The rector of Ilia State, Nino Doborjginidze, described the move as “dismantling higher education” and eliminating “the most internationally successful fields.” Georgia’s constitution is unambiguous on this point: Article 27 guarantees the autonomy of higher educational institutions. The reform, as Ganatleba noted, is straightforwardly unconstitutional.

The minister responsible for these changes, Givi Mikanadze, has a professional background primarily in the police and penitentiary services, and has been reported to have falsely claimed a doctorate from a Dutch university.
No Transparency of Iranian Funding
The Hudson Institute report does not address Georgian university reform directly, and Kandelaki and Coffey’s focus is on Iranian influence and US strategic interests. As an analytic matter, however, the juxtaposition is hard to ignore: the Georgian Dream government is dismantling institutions associated with Western academic standards and independent scholarly culture, while permitting — and in some respects actively cooperating with — an Iranian-linked educational network that US and Canadian authorities regard as an instrument of political indoctrination and intelligence recruitment with some of its officials involved in terrorist activity.
On top, the funding for the university’s sizable operation in Georgia as well as other Iranian organizations remains highly dubious while Georgian Dream cracks down on western funding for civil society, with anyone accepting a grant from, let’s say, the European Commission facing up to six years in jail.

Whether one fully accepts the report’s framing of Georgia’s drift as an intentional strategic realignment or reads it as a more opportunistic accommodation of outside actors, the educational dimension of this picture warrants serious attention from anyone invested in the future of Georgian higher education.
Coda — Threats against Those Speaking out
It is also remarkable how the Georgian Dream has reacted to these concerns: by threatening those who have highlighted the presence of IAMU in Georgia, rather than dealing with the substance of the charges.

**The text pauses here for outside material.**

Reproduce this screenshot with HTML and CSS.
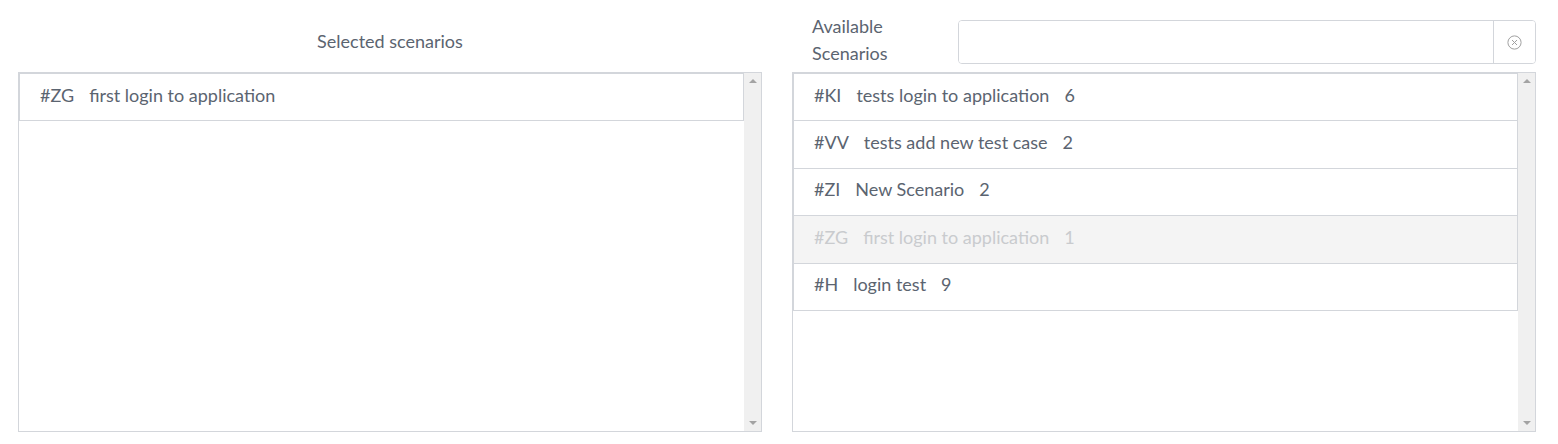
FILE: index.html
```html
<!DOCTYPE html>
<html lang="en">
<head>
    <meta charset="UTF-8">
    <title>Scenarios</title>
    <link rel="stylesheet" href="styles.css">
</head>
<body>
    <div class="picker">
        <div class="column">
            <div class="column-head">
                <h3 class="title">Selected scenarios</h3>
            </div>
            <div class="panel">
                <ul class="list">
                    <li class="item"><span class="code">#ZG</span><span class="name">first login to application</span></li>
                </ul>
                <div class="scrollbar"><span class="arrow up"></span><span class="arrow down"></span></div>
            </div>
        </div>

        <div class="column">
            <div class="column-head search-head">
                <label class="search-label" for="search">Available Scenarios</label>
                <div class="search">
                    <input type="text" id="search">
                    <button class="clear" type="button">
                        <svg width="15" height="15" viewBox="0 0 15 15">
                            <circle cx="7.5" cy="7.5" r="6.6" fill="none" stroke="#a0a0a0" stroke-width="1"/>
                            <path d="M5 5 L10 10 M10 5 L5 10" stroke="#a0a0a0" stroke-width="1"/>
                        </svg>
                    </button>
                </div>
            </div>
            <div class="panel">
                <ul class="list">
                    <li class="item"><span class="code">#KI</span><span class="name">tests login to application</span><span class="count">6</span></li>
                    <li class="item"><span class="code">#VV</span><span class="name">tests add new test case</span><span class="count">2</span></li>
                    <li class="item"><span class="code">#ZI</span><span class="name">New Scenario</span><span class="count">2</span></li>
                    <li class="item disabled"><span class="code">#ZG</span><span class="name">first login to application</span><span class="count">1</span></li>
                    <li class="item"><span class="code">#H</span><span class="name">login test</span><span class="count">9</span></li>
                </ul>
                <div class="scrollbar"><span class="arrow up"></span><span class="arrow down"></span></div>
            </div>
        </div>
    </div>
</body>
</html>
```

FILE: styles.css
```css
body {
    margin: 0;
    font-family: Lato, "Open Sans", Arial, sans-serif;
    font-size: 18px;
    color: #5b6470;
    background-color: white;
}
.picker {
    display: grid;
    grid-template-columns: 1fr 1fr;
    column-gap: 30px;
    padding: 20px 22px 0 18px;
}
.column-head {
    height: 44px;
    margin-bottom: 8px;
    display: flex;
    align-items: center;
    justify-content: center;
}
.title {
    margin: 0 0 2px;
    font-size: 18px;
    font-weight: normal;
}
.search-head {
    justify-content: flex-start;
}
.search-label {
    box-sizing: border-box;
    width: 166px;
    padding: 0 30px 0 20px;
    line-height: 27px;
    margin-top: -4px;
}
.search {
    flex: 1;
    display: flex;
    height: 44px;
    box-sizing: border-box;
    border: 1px solid #d3d6db;
    border-radius: 4px;
    overflow: hidden;
}
.search input {
    flex: 1;
    border: none;
    outline: none;
    padding: 0 12px;
    font: inherit;
}
.clear {
    width: 42px;
    border: none;
    border-left: 1px solid #d3d6db;
    background: white;
    padding: 0;
    display: flex;
    align-items: center;
    justify-content: center;
}
.panel {
    display: flex;
    height: 360px;
    box-sizing: border-box;
    border: 1px solid #d3d6db;
}
.list {
    flex: 1;
    list-style: none;
    margin: 0;
    padding: 0;
}
.item {
    display: flex;
    align-items: center;
    height: 48.4px;
    box-sizing: border-box;
    padding: 0 20px 5px;
    border: 1px solid #d3d6db;
    margin-bottom: -1px;
    line-height: 24px;
}
.code {
    margin-right: 15px;
}
.count {
    margin-left: 15px;
}
.item.disabled {
    background-color: #f4f4f4;
    color: #c9cbce;
}
.scrollbar {
    width: 17px;
    background-color: #f0f0f0;
    display: flex;
    flex-direction: column;
    justify-content: space-between;
    align-items: center;
    padding: 6px 0;
}
.arrow {
    width: 0;
    height: 0;
    border-left: 4px solid transparent;
    border-right: 4px solid transparent;
}
.arrow.up {
    border-bottom: 4px solid #a3a3a3;
}
.arrow.down {
    border-top: 4px solid #a3a3a3;
}
```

The threats focused on Kandelaki and Tina Khidasheli, a former minister of defense, who now leads a think tank, Civic IDEA, that has published a report on the financial links between Georgia and Iran. Khidasheli’s work had also been cited in a FoxNews piece from April 10, here.
Next to multiple other attacks (one government aligned station accusing the authors of a “campaign against Georgia”, Rustavi2, here; another calling for criminal charges, Imedi TV, here; description of Kandelaki and Khidasheli as “street scum” and “parasitic worms”, again on Imedi TV, here; and as traitors and saboteurs, here), a senior GD figure and mayor of Tbilisi, Kakha Kaladze called the Iran-related the Hudson Institute and Civic IDEA reports on the Iranian influence in Georgia a “hostile activity against the country”, added that the authors were “ordinary traitors”, and said “relevant agencies should be interested.”
Within a day, Georgia’s State Security Service launched an investigation on the alleged fact of “assisting foreign power in hostile activity” and summoned both Kandelaki and Khidasheli for interrogation.